"Sir Carton de Wiart served in the Boer War, World War One and World War Two. In the process he was shot in the face, losing his left eye, and was also shot through the skull, hip, leg, ankle and ear.
In WW1 he was severely wounded on eight occasions and mentioned in dispatches six times.
Having previously lost an eye and a hand in battle, Carton de Wiart, as commanding officer, was seen by his men pulling the pins of grenades out with his teeth and hurling them with his one good arm during the Battle of the Somme, winning the Victoria Cross.
It says much for Carton de Wiart's character that despite being one of the most battle-scarred soldiers in the history of the British Army, he wrote in his autobiography: "Frankly, I had enjoyed the war."

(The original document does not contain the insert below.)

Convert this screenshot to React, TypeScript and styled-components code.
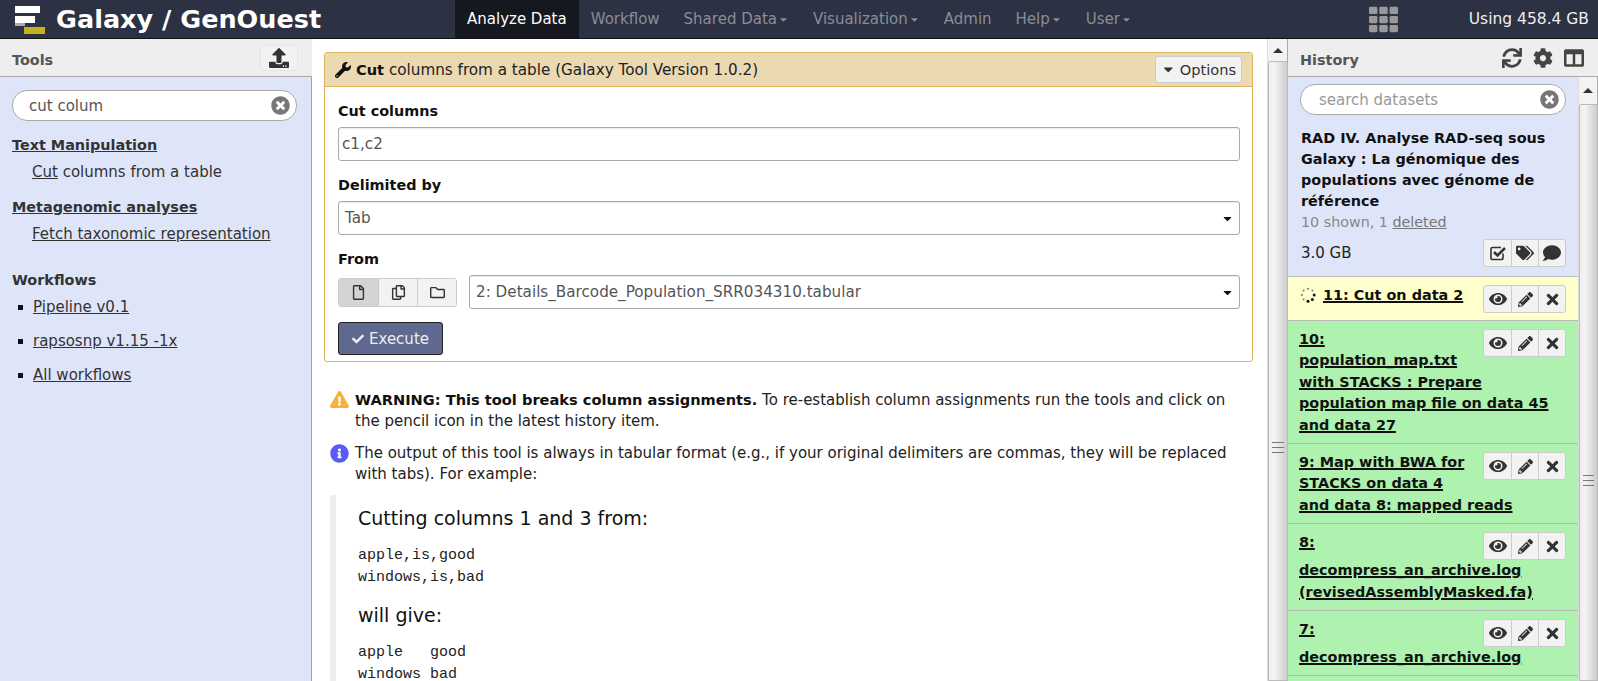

He was born into an aristocratic family in Brussels on 5 May 1880. In 1891 he was sent to boarding school in England, going on to study law at Oxford.
In 1899 he saw the opportunity to experience his first taste of war. Abandoning his studies, he left for South Africa to serve as a trooper in the British Army during the second Boer War. As he was under military age, wasn't a British subject and didn't have his father's consent, he pretended to be 25 and signed up under a pseudonym.
It was a baptism of fire which ended with him receiving bullet wounds to the stomach and groin, necessitating a return to England. Although eager to get back in the mix again, he had to wait more than a decade to experience further front-line action.
At the outbreak of WW1 in November 1914, Carton de Wiart, now naturalised as a British subject, was serving with the Somaliland Camel Corps, fighting the forces of the Dervish state.
During an attack on an enemy stronghold, he was shot in the arm and in the face, losing his left eye and part of his ear. He received the Distinguished Service Order (DSO) for his exploits.
Speaking in 1964 Lord Ismay, who served alongside Carton de Wiart in Somaliland, described the incident:
"He didn't check his stride but I think the bullet stung him up as his language was awful. The doctor could do nothing for his eye, but we had to keep him with us. He must have been in agony."
Lord Ismay also gave an insight into Carton de Wiart's innate love of fighting:
"I honestly believe that he regarded the loss of an eye as a blessing as it allowed him to get out of Somaliland to Europe where he thought the real action was."
He returned to England to recover in a nursing home in Park Lane. He was to return to this same place on each subsequent occasion he was injured. This became such a regular occurrence that they kept his own pajamas ready for his next visit.
While recuperating from these injuries, Carton de Wiart received a glass eye. It caused him such discomfort that he allegedly threw it from a taxi and instead acquired a black eye patch.
Such setbacks were not to delay him long. He soon realised his ambition to fight on the Western Front when he was sent to Ypres in May 1915.
During the Second Battle of Ypres, the Germans launched an artillery barrage in which Carton de Wiart's left hand was shattered. According to his autobiography, Happy Odyssey, he tore off two fingers when the doctor refused to amputate them. His hand was removed by a surgeon later that year.
After a period of recovery, Carton de Wiart once more managed to convince a medical board he was fit for battle. In 1916, he took command of the 8th Battalion, Gloucestershire Regiment, and while commanding them at the Somme his legend was cemented.
He electrified his men. The eye patch, empty sleeve and striking moustache, combined with his bravery, made him famous, with men under his command describing his presence as helping to alleviate their fear before going over the top.
During fierce fighting, the battle for the village of La Boiselle swayed back and forth. When three other commanding officers were killed, Carton de Wiart took charge of all units fighting in the village and led from the front, holding off enemy counterattacks.
He took part in a number of other offensives during the war, picking up more injuries. Mr A Holmes, who served as Carton de Wiart's "batman" or personal servant, told the 1964 BBC Home Service programme, In Our Time, how his commanding officer had a particularly lucky escape during another Somme offensive.
"They shifted us from Ypres then back on the Somme again to the Devil's Wood, and that's where the old man got shot through the back of the head. But fortunately it missed his spinal cord."
Carton de Wiart lived in Poland for most of the inter-war period but his military career was not yet over. When World War Two broke out, he led a campaign in Norway in 1940 and was briefly stationed in Northern Ireland.
In April 1941 he was dispatched to form a British military mission in Yugoslavia, but his aircraft was shot down over the Mediterranean. After swimming to shore, he was captured by the Italians. Despite being in his 60s, he made numerous attempts to escape the PoW camp, on one occasion eluding recapture for eight days - quite a feat given his distinctive appearance and lack of Italian.
He was eventually released over two years later and was then sent to China by Winston Churchill to be his personal representative to Nationalist leader Chiang Kai-shek, a post he held until 1946.
In retirement, he eventually settled in County Cork, spending his time fishing. Having proved indestructible on the battlefield, he died peacefully in 1963, aged 83."